Schwarze Liste: Jäger zielen auf Gänsefreunde
Die Jägerschaft Aurich hat eine "Schwarze Liste" mit den Namen von Gegnern der Gänsejagd an ihre Mitglieder geschickt. Die Botschaft: "Das sind Spione. Waidmannsheil". Die Betroffenen finden das gar nicht lustig
Vogelfreunde im Ostfriesischen schlafen derzeit schlecht. Der Grund: Einige von ihnen stehen auf einer "Schwarzen Liste" der Jägerschaft Aurich. Etwa 30 Personen, die sich in der Vergangenheit gegen die Gänsejagd ausgesprochen haben, werden auf der Liste genannt. "Vorsicht ist geboten an der Gänsefront, die Front formiert sich! Spione sitzen überall! Waidmannsheil", schreibt die Pressesprecherin der Jägerschaft Aurich, Sabine Steffens aus Norden.

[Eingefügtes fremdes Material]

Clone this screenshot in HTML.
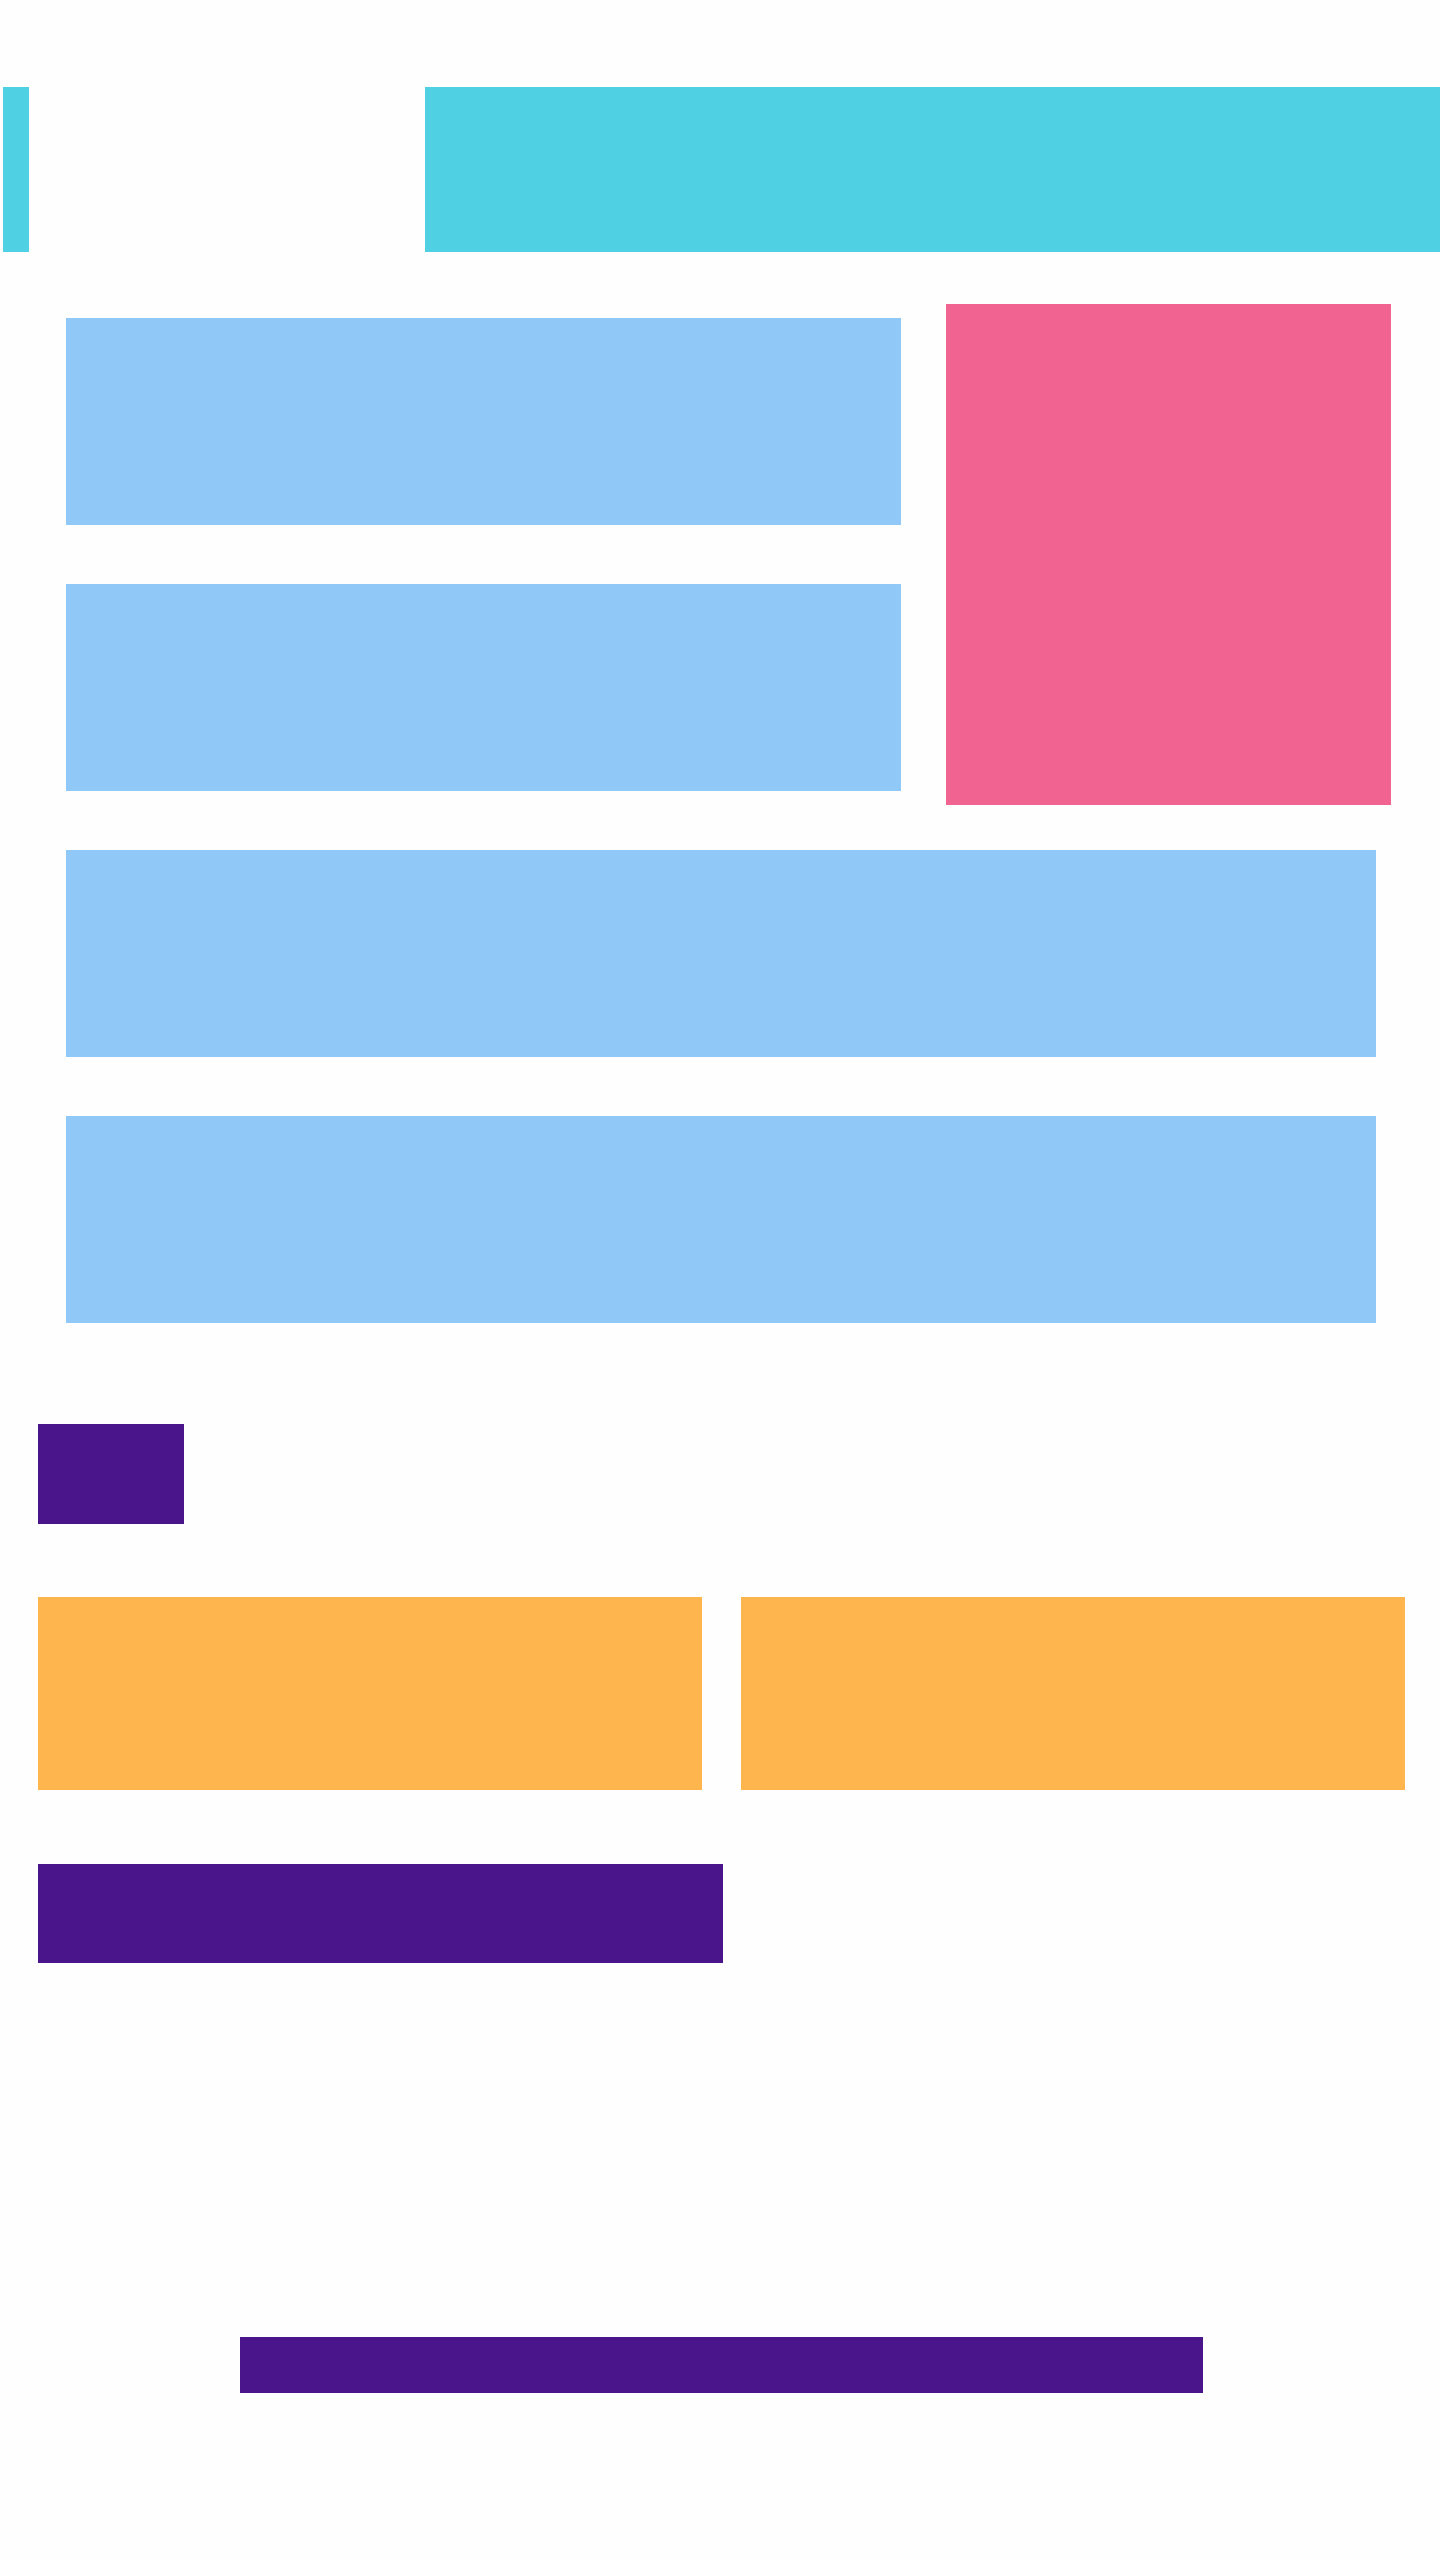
<!DOCTYPE html>
<html><head><meta charset="utf-8"><style>
html,body{margin:0;padding:0;background:#fefefe;}
body{width:1440px;height:2560px;position:relative;overflow:hidden;}
div{position:absolute;}
.c{background:#4fd0e3}.b{background:#90c9f8}.p{background:#f16492}.o{background:#feb54d}.v{background:#4a148b}
</style></head><body>
<div class="c" style="left:3px;top:87px;width:26px;height:165px"></div>
<div class="c" style="left:425px;top:87px;width:1015px;height:165px"></div>
<div class="b" style="left:66px;top:318px;width:835px;height:207px"></div>
<div class="b" style="left:66px;top:584px;width:835px;height:207px"></div>
<div class="p" style="left:946px;top:304px;width:445px;height:501px"></div>
<div class="b" style="left:66px;top:850px;width:1310px;height:207px"></div>
<div class="b" style="left:66px;top:1116px;width:1310px;height:207px"></div>
<div class="v" style="left:38px;top:1424px;width:146px;height:100px"></div>
<div class="o" style="left:38px;top:1597px;width:664px;height:193px"></div>
<div class="o" style="left:741px;top:1597px;width:664px;height:193px"></div>
<div class="v" style="left:38px;top:1864px;width:685px;height:99px"></div>
<div class="v" style="left:240px;top:2337px;width:963px;height:56px"></div>
</body></html>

Ihr Chef, Claas Janssen, hat die Liste zusammengestellt. "Diese Leute wollen die Jäger bei der Gänsejagd überwachen. Die wollen denunzieren und anklagen. Das akzeptieren wir nicht", donnert er nach Gutsherrenart. Vor einem Jahr hatte der Naturschutzbund Nabu eine Petition gegen die Gänsejagd ins Internet gestellt. Einige Unterzeichner finden sich jetzt auf der Liste der Jäger wieder.
Gans oder nicht Gans
Weil die niedersächsische Jagdverordnung neu geregelt wurde, dürfen mehr Wildgänse auch in Vogelschutzgebieten geschossen werden. Das Problem: In Schutzgebieten sollte eigentlich Ruhe herrschen. Der Kiebitz fragt nicht, ob er gemeint ist, wenn es kracht. Die Jäger stören die Vögel, sagen die Naturschützer.
Zweites Problem: Viele Jäger können eine Graugans nicht von anderen Arten unterscheiden. Oh, wie schön ist Afrika! Da Löwe, hier Elefant, dort Warzenschwein. An der Heimatfront tummeln sich aber Zwerg-, Grau-, Bläss-, Ringel-, Brand- und wasnichtfür Gänse. "Alle Gänse treten gerne zusammen in Pulks auf", sagt der Gänseexperte Helmut Kruckenberg aus Verden. Es sei selbst für ExpertInnen schwer, die Tiere korrekt auseinander zu halten.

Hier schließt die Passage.